6 Moscow State University, Faculty of Fundamental Medicine, Moscow, Russia

7 Insilico Medicine, Inc., ETC, Johns Hopkins University, Baltimore, MD, USA

8 Group for Genomic Regulation of Cell Signaling Systems, Shemyakin-Ovchinnikov Institute of Bioorganic Chemistry, Moscow, Russia

Correspondence to:

Anton Buzdin, email:

Keywords: cancer, response to target drug therapy, bioinformatic modeling, intracellular signaling pathway, personalized medicine

Received: January 17, 2015 Accepted: July 24, 2015 Published: August 07, 2015

Abstract

A new generation of anticancer therapeutics called target drugs has quickly developed in the 21st century.
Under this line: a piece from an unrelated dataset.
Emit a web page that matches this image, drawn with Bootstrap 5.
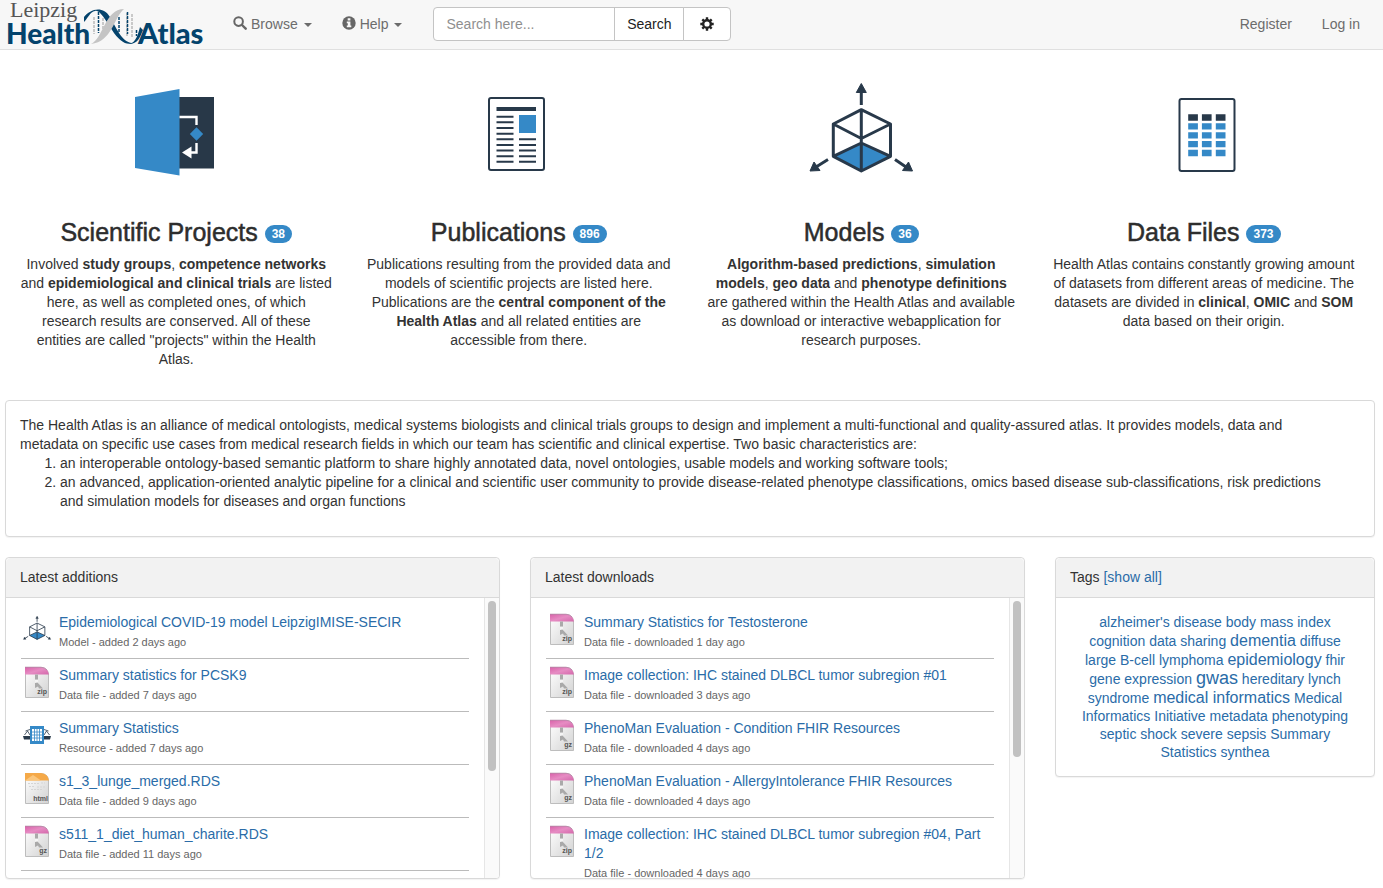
<!DOCTYPE html>
<html lang="en">
<head>
<meta charset="utf-8">
<meta name="viewport" content="width=device-width, initial-scale=1">
<title>Leipzig Health Atlas</title>
<link href="https://cdn.jsdelivr.net/npm/bootstrap@5.3.0/dist/css/bootstrap.min.css" rel="stylesheet">
<style>
  body { font-family: "Liberation Sans", Arial, sans-serif; font-size: 14px; line-height: 19px; color: #333; background: #fff; }
  a { color: #2a6ca8; text-decoration: none; }
  a:hover { text-decoration: underline; }
  .site-bar { background: #f7f7f7; border-bottom: 1px solid #e0e0e0; padding: 0 8px 1px 5px; min-height: 50px; }
  .site-bar .navbar-brand { padding: 0; margin: 0 13px 0 0; }
  .site-bar .navbar-brand svg { overflow: visible; }
  .site-bar .navbar-nav .nav-link { color: #6c6c6c; padding: 14px 15px; line-height: 20px; }
  .site-bar .nav-link svg { margin-right: 4px; vertical-align: -1px; }
  .site-bar .dropdown-toggle::after { border-top-width: 4px; border-right-width: 4px; border-left-width: 4px; margin-left: 6px; vertical-align: 2px; }
  .site-search { margin-left: 16px; width: 298px; }
  .site-search .form-control { height: 34px; font-size: 14px; padding: 6px 12px; border-color: #c4c4c4; border-radius: 4px; }
  .site-search .form-control::placeholder { color: #8f8f8f; }
  .site-search .btn { font-size: 14px; line-height: 20px; padding: 6px 12px; color: #222; background: #fff; border-color: #c4c4c4; border-radius: 4px; }
  .site-search .btn-gear { padding: 6px 16px; }
  .page-area { padding: 22px 8px 8px 5px; }
  .wide-row { --bs-gutter-x: 30px; }
  .area-icon { display: block; width: 120px; height: 120px; margin: 0 auto 26px; }
  .area-title { font-size: 25px; line-height: 28px; font-weight: 500; margin: 0 0 9px; color: #2d2d2d; -webkit-text-stroke: .5px #2d2d2d; }
  .count-badge { font-size: 12px; line-height: 12px; padding: 3px 7px; background: #3589c7; border-radius: 10px; vertical-align: 3px; -webkit-text-stroke: 0; }
  .area-text { padding: 0 15px; margin: 0 0 31px; }
  .panel-card { border: 1px solid #d9d9d9; border-radius: 4px; box-shadow: 0 1px 1px rgba(0,0,0,.05); overflow: hidden; }
  .panel-card .card-header { background: #f2f2f2; border-bottom: 1px solid #d9d9d9; padding: 10px 14px; }
  .panel-card .card-body { padding: 15px 14px; }
  .panel-card .intro-body { padding-right: 34px; }
  .intro-body ol { padding-left: 40px; margin-bottom: 10px; }
  .feed { height: 280px; }
  .feed-list { flex: 1; min-width: 0; overflow-y: auto; scrollbar-width: none; padding: 8px 15px 0; }
  .feed-bar { width: 15px; background: #fafafa; border-left: 1px solid #e6e6e6; padding: 3px; }
  .feed-thumb { width: 8px; height: 62%; background: #c1c1c1; border-radius: 4px; }
  .feed-thumb-short { height: 57%; }
  .feed-item { display: flex; gap: 6px; padding: 7px 0 5px; border-bottom: 1px solid #bbb; }
  .feed-item svg { flex: none; width: 32px; height: 34px; margin-top: -1px; }
  .feed-meta { font-size: 11px; line-height: 21px; color: #666; display: block; }
  .panel-card .tag-cloud { line-height: 18px; text-align: center; padding: 15px 20px; }
  .tag-m { font-size: 16px; line-height: 19px; }
  .tag-l { font-size: 18px; line-height: 18px; }
</style>
</head>
<body>

<svg width="0" height="0" class="position-absolute" aria-hidden="true">
  <defs>
    <linearGradient id="paper" x1="0" y1="0" x2="1" y2="1"><stop offset="0" stop-color="#fff"/><stop offset="1" stop-color="#d2d2d2"/></linearGradient>
    <linearGradient id="pink" x1="0" y1="0" x2="1" y2="1"><stop offset="0" stop-color="#d860a8"/><stop offset=".5" stop-color="#e68cc3"/><stop offset="1" stop-color="#d468ab"/></linearGradient>
    <symbol id="model" viewBox="0 0 120 120">
      <path d="M60.3 71 89.5 84.3 60.3 99 32.3 84.3Z" fill="#3589c7"/>
      <g fill="none" stroke="#28394a" stroke-width="3" stroke-linejoin="round">
        <path d="M60.3 37.7 89.5 52V84.3L60.3 99 32.3 84.3V52ZV99M32.3 52 60.3 66.5 89.5 52M32.3 84.3 60.3 71 89.5 84.3M60.3 33V18M27 87.500 15 95M94 87.500 105 95"/>
      </g>
      <path d="M60.300 11.500 65.300 20.500H55.300ZM9 99 13 90 19 98.500ZM111.500 99 101.500 98.500 107.500 90Z" fill="#28394a" stroke="#28394a" stroke-linejoin="round"/>
    </symbol>
    <symbol id="sheet" viewBox="0 0 32 34">
      <path d="M4.500 2.500H20Q27.500 3 27.500 10V32.500H4.500Z" fill="url(#paper)" stroke="#bdbdbd"/>
    </symbol>
    <symbol id="archive" viewBox="0 0 32 34">
      <use href="#sheet"/>
      <path d="M4 2H20Q27 2.500 28 9.500H4Z" fill="url(#pink)"/>
      <path d="M4 2.200H20Q24 2.500 26 5" fill="none" stroke="#b08aa4" stroke-width=".8"/>
      <path d="M14 9.500H17V14.500H14Z" fill="#aaa"/><path d="M14 15H17V18H14Z" fill="#f5f5f5"/>
      <path d="M14 18 16.500 17.500 22 23.500H18L17 21.500 14 23Z" fill="#a9a9a9"/>
    </symbol>
    <symbol id="zip" viewBox="0 0 32 34"><use href="#archive"/><text x="26" y="29" text-anchor="end" font-size="7" font-weight="700" fill="#555">zip</text></symbol>
    <symbol id="gz" viewBox="0 0 32 34"><use href="#archive"/><text x="26" y="29" text-anchor="end" font-size="7" font-weight="700" fill="#555">gz</text></symbol>
    <symbol id="html" viewBox="0 0 32 34">
      <use href="#sheet"/><path d="M4 2H20Q27 2.500 28 9.500H4Z" fill="#f5a948"/>
      <path d="M4 9.500 12 4 20 9.500Z" fill="#fbc67c"/>
      <path d="M7 12.500H18M20 12H24M8 15.500H14M16 16H24M10 18.500H22" stroke="#d5d5d5" stroke-dasharray="2 1"/>
      <text x="27" y="30" text-anchor="end" font-size="7" font-weight="700" fill="#555">html</text>
    </symbol>
    <symbol id="resource" viewBox="0 0 32 34">
      <path d="M2 18H30L29 21.500H3Z" fill="#28394a"/>
      <path d="M3.500 17 6.500 13 9 17M23 17 25.500 13 28.500 17M4.500 13 9 11.500M27.500 13 23 11.500" fill="none" stroke="#28394a" stroke-width=".8"/>
      <path d="M9 8H23V26H9Z" fill="#3589c7"/>
      <path d="M11 11H21V23H11Z" fill="#fff"/>
      <path d="M11 14H21M11 17H21M11 20H21M13.500 11V23M16 11V23M18.500 11V23" stroke="#3589c7" stroke-width=".8"/>
    </symbol>
  </defs>
</svg>

<nav class="navbar navbar-expand site-bar">
  <a class="navbar-brand" href="#" aria-label="Leipzig Health Atlas">
    <svg width="200" height="48" viewBox="5 0 200 48" class="d-block">
      <path d="M94 17V34M103 18V32M127 13V36M132 14V38" stroke="#bbb" stroke-width="1.500" stroke-dasharray="3 1"/>
      <path d="M98.500 12V33M119 17V32M127.500 12V34M136.500 30V36" stroke="#04436c" stroke-width="1.500" stroke-dasharray="3 1"/>
      <path d="M84 22V17C90 9 103 5 110 17 117 29 122 42 132 43 127 46 119 41 112 30 105 19 99 9 95 11 90 12 88 18 84 22ZM129 44C136 43 138 34 140 27L143 30C140 37 138 44 129 44Z" fill="#04436c"/>
      <path d="M91 44C103 39 105 9 124 9 114 17 112 42 91 44Z" fill="#c4c4c4"/>
      <text x="10" y="17" font-family="Liberation Serif, serif" font-size="22" fill="#555">Leipzig</text>
      <text x="6" y="44" font-family="Lato, sans-serif" font-weight="900" font-size="28" fill="#04436c">Health</text>
      <text x="138" y="44" font-family="Lato, sans-serif" font-weight="900" font-size="29" fill="#04436c">Atlas</text>
    </svg>
  </a>
  <ul class="navbar-nav">
    <li class="nav-item"><a class="nav-link dropdown-toggle" href="#" role="button" data-bs-toggle="dropdown"><svg width="14" height="14" viewBox="0 0 14 14"><circle cx="5.600" cy="5.600" r="4.300" fill="none" stroke="#666" stroke-width="2"/><path d="M9 9 12.700 12.700" stroke="#666" stroke-width="2.400" stroke-linecap="round"/></svg>Browse</a></li>
    <li class="nav-item"><a class="nav-link dropdown-toggle" href="#" role="button" data-bs-toggle="dropdown"><svg width="14" height="14" viewBox="0 0 14 14"><circle cx="7" cy="7" r="6.700" fill="#666"/><path d="M5.700 2.200H8.400V4.400H5.700ZM4.800 5.600H8.400V9.600H9.300V11.200H4.800V9.600H5.800V7.200H4.800Z" fill="#f7f7f7"/></svg>Help</a></li>
  </ul>
  <form class="site-search input-group flex-nowrap" role="search">
    <input type="text" class="form-control" placeholder="Search here..." aria-label="Search">
    <button type="button" class="btn">Search</button>
    <button type="button" class="btn btn-gear" aria-label="Search options"><svg width="14" height="14" viewBox="0 0 14 14" class="d-block"><circle cx="7" cy="7" r="3.800" fill="none" stroke="#222" stroke-width="2.400"/><path d="M7 .3V3M7 11V13.700M.3 7H3M11 7H13.700M2.300 2.300 4 4M10 10 11.700 11.700M2.300 11.700 4 10M10 4 11.700 2.300" stroke="#222" stroke-width="2.400"/></svg></button>
  </form>
  <ul class="navbar-nav ms-auto">
    <li class="nav-item"><a class="nav-link" href="#">Register</a></li>
    <li class="nav-item"><a class="nav-link" href="#">Log in</a></li>
  </ul>
</nav>

<main class="page-area">
  <div class="row g-0 text-center">
    <section class="col-3">
      <svg class="area-icon" viewBox="0 0 120 120">
        <path d="M62 25H98V96.500H62Z" fill="#283848"/><path d="M19 25 63.500 17V103.500L19 96Z" fill="#3589c7"/>
        <path d="M63.500 45H80.500V53M80.500 71V80.500H74" fill="none" stroke="#fff" stroke-width="2.400"/>
        <path d="M66 80.500 75.500 74.500V86.500Z" fill="#fff"/><path d="M80.500 55.300 87.200 62 80.500 68.700 73.800 62Z" fill="#3589c7"/>
      </svg>
      <h3 class="area-title">Scientific Projects <span class="badge count-badge">38</span></h3>
      <p class="area-text">Involved <b>study groups</b>, <b>competence networks</b> and <b>epidemiological and clinical trials</b> are listed here, as well as completed ones, of which research results are conserved. All of these entities are called "projects" within the Health Atlas.</p>
    </section>
    <section class="col-3">
      <svg class="area-icon" viewBox="0 0 120 120">
        <rect x="30" y="26" width="55" height="72" rx="2" fill="#fff" stroke="#28394a" stroke-width="2"/>
        <path d="M37.500 35H77V39H37.500Z" fill="#28394a"/><path d="M60 43H77V61H60Z" fill="#3589c7"/>
        <path d="M37.500 44.700h17M37.500 50.300h17M37.500 56h17M37.500 61.700h17M37.500 67.300h17M37.500 73h17M37.500 78.500h17M37.500 84.300h17M37.500 89.800h17M60 67.300h17M60 73h17M60 78.500h17M60 84.300h17M60 89.800h17" stroke="#28394a" stroke-width="2"/>
      </svg>
      <h3 class="area-title">Publications <span class="badge count-badge">896</span></h3>
      <p class="area-text">Publications resulting from the provided data and models of scientific projects are listed here. Publications are the <b>central component of the Health Atlas</b> and all related entities are accessible from there.</p>
    </section>
    <section class="col-3">
      <svg class="area-icon"><use href="#model"/></svg>
      <h3 class="area-title">Models <span class="badge count-badge">36</span></h3>
      <p class="area-text"><b>Algorithm-based predictions</b>, <b>simulation models</b>, <b>geo data</b> and <b>phenotype definitions</b> are gathered within the Health Atlas and available as download or interactive webapplication for research purposes.</p>
    </section>
    <section class="col-3">
      <svg class="area-icon" viewBox="0 0 120 120">
        <rect x="35.500" y="27" width="55" height="72" rx="2" fill="#fff" stroke="#28394a" stroke-width="2"/>
        <path d="M44.200 45.500h9.700m4 0h9.700m4.200 0h9.700" stroke="#28394a" stroke-width="6.300"/>
        <path d="M44.200 54.400h9.700m4 0h9.700m4.200 0h9.700M44.200 63.300h9.700m4 0h9.700m4.200 0h9.700M44.200 72.200h9.700m4 0h9.700m4.200 0h9.700M44.200 81h9.700m4 0h9.700m4.200 0h9.700" stroke="#3589c7" stroke-width="6.300"/>
      </svg>
      <h3 class="area-title">Data Files <span class="badge count-badge">373</span></h3>
      <p class="area-text">Health Atlas contains constantly growing amount of datasets from different areas of medicine. The datasets are divided in <b>clinical</b>, <b>OMIC</b> and <b>SOM</b> data based on their origin.</p>
    </section>
  </div>

  <div class="card panel-card">
    <div class="card-body intro-body">
      The Health Atlas is an alliance of medical ontologists, medical systems biologists and clinical trials groups to design and implement a multi-functional and quality-assured atlas. It provides models, data and metadata on specific use cases from medical research fields in which our team has scientific and clinical expertise. Two basic characteristics are:
      <ol>
        <li>an interoperable ontology-based semantic platform to share highly annotated data, novel ontologies, usable models and working software tools;</li>
        <li>an advanced, application-oriented analytic pipeline for a clinical and scientific user community to provide disease-related phenotype classifications, omics based disease sub-classifications, risk predictions and simulation models for diseases and organ functions</li>
      </ol>
    </div>
  </div>

  <div class="row wide-row mt-1 pt-3">
    <div class="col-9">
      <div class="row wide-row">
        <div class="col-6">
          <div class="card panel-card">
            <div class="card-header">Latest additions</div>
            <div class="feed d-flex">
              <div class="feed-list">
                <div class="feed-item"><svg><use href="#model"/></svg><div><a href="#">Epidemiological COVID-19 model LeipzigIMISE-SECIR</a><span class="feed-meta">Model - added 2 days ago</span></div></div>
                <div class="feed-item"><svg><use href="#zip"/></svg><div><a href="#">Summary statistics for PCSK9</a><span class="feed-meta">Data file - added 7 days ago</span></div></div>
                <div class="feed-item"><svg><use href="#resource"/></svg><div><a href="#">Summary Statistics</a><span class="feed-meta">Resource - added 7 days ago</span></div></div>
                <div class="feed-item"><svg><use href="#html"/></svg><div><a href="#">s1_3_lunge_merged.RDS</a><span class="feed-meta">Data file - added 9 days ago</span></div></div>
                <div class="feed-item"><svg><use href="#gz"/></svg><div><a href="#">s511_1_diet_human_charite.RDS</a><span class="feed-meta">Data file - added 11 days ago</span></div></div>
              </div>
              <div class="feed-bar"><div class="feed-thumb"></div></div>
            </div>
          </div>
        </div>
        <div class="col-6">
          <div class="card panel-card">
            <div class="card-header">Latest downloads</div>
            <div class="feed d-flex">
              <div class="feed-list">
                <div class="feed-item"><svg><use href="#zip"/></svg><div><a href="#">Summary Statistics for Testosterone</a><span class="feed-meta">Data file - downloaded 1 day ago</span></div></div>
                <div class="feed-item"><svg><use href="#zip"/></svg><div><a href="#">Image collection: IHC stained DLBCL tumor subregion #01</a><span class="feed-meta">Data file - downloaded 3 days ago</span></div></div>
                <div class="feed-item"><svg><use href="#gz"/></svg><div><a href="#">PhenoMan Evaluation - Condition FHIR Resources</a><span class="feed-meta">Data file - downloaded 4 days ago</span></div></div>
                <div class="feed-item"><svg><use href="#gz"/></svg><div><a href="#">PhenoMan Evaluation - AllergyIntolerance FHIR Resources</a><span class="feed-meta">Data file - downloaded 4 days ago</span></div></div>
                <div class="feed-item"><svg><use href="#zip"/></svg><div><a href="#">Image collection: IHC stained DLBCL tumor subregion #04, Part 1/2</a><span class="feed-meta">Data file - downloaded 4 days ago</span></div></div>
              </div>
              <div class="feed-bar"><div class="feed-thumb feed-thumb-short"></div></div>
            </div>
          </div>
        </div>
      </div>
    </div>
    <div class="col-3">
      <div class="card panel-card">
        <div class="card-header">Tags <a href="#">[show all]</a></div>
        <div class="card-body tag-cloud">
          <a href="#">alzheimer's disease</a> <a href="#">body mass index</a> <a href="#">cognition</a> <a href="#">data sharing</a> <a href="#" class="tag-m">dementia</a> <a href="#">diffuse large B-cell lymphoma</a> <a href="#" class="tag-m">epidemiology</a> <a href="#">fhir</a> <a href="#">gene expression</a> <a href="#" class="tag-l">gwas</a> <a href="#">hereditary</a> <a href="#">lynch syndrome</a> <a href="#" class="tag-m">medical informatics</a> <a href="#">Medical Informatics Initiative</a> <a href="#">metadata</a> <a href="#">phenotyping</a> <a href="#">septic shock</a> <a href="#">severe sepsis</a> <a href="#">Summary Statistics</a> <a href="#">synthea</a>
        </div>
      </div>
    </div>
  </div>
</main>
<script src="https://cdn.jsdelivr.net/npm/bootstrap@5.3.0/dist/js/bootstrap.bundle.min.js"></script>
</body>
</html>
These drugs are tailored to inhibit cancer cell growth, proliferation, and viability by specific interactions with one or a few target proteins. However, despite formally known molecular targets for every “target” drug, patient response to treatment remains largely individual and unpredictable. Choosing the most effective personalized treatment remains a major challenge in oncology and is still largely trial and error. Here we present a novel approach for predicting target drug efficacy based on the gene expression signature of the individual tumor sample(s). The enclosed bioinformatic algorithm detects activation of intracellular regulatory pathways in the tumor in comparison to the corresponding normal tissues. According to the nature of the molecular targets of a drug, it predicts whether the drug can prevent cancer growth and survival in each individual case by blocking the abnormally activated tumor-promoting pathways or by reinforcing internal tumor suppressor cascades. To validate the method, we compared the distribution of predicted drug efficacy scores for five drugs (Sorafenib, Bevacizumab, Cetuximab, Sorafenib, Imatinib, Sunitinib) and seven cancer types (Clear Cell Renal Cell Carcinoma, Colon cancer, Lung adenocarcinoma, non-Hodgkin Lymphoma, Thyroid cancer and Sarcoma) with the available clinical trials data for the respective cancer types and drugs. The percent of responders to a drug treatment correlated significantly (Pearson’s correlation 0.77 p = 0.023) with the percent of tumors showing high drug scores calculated with the current algorithm.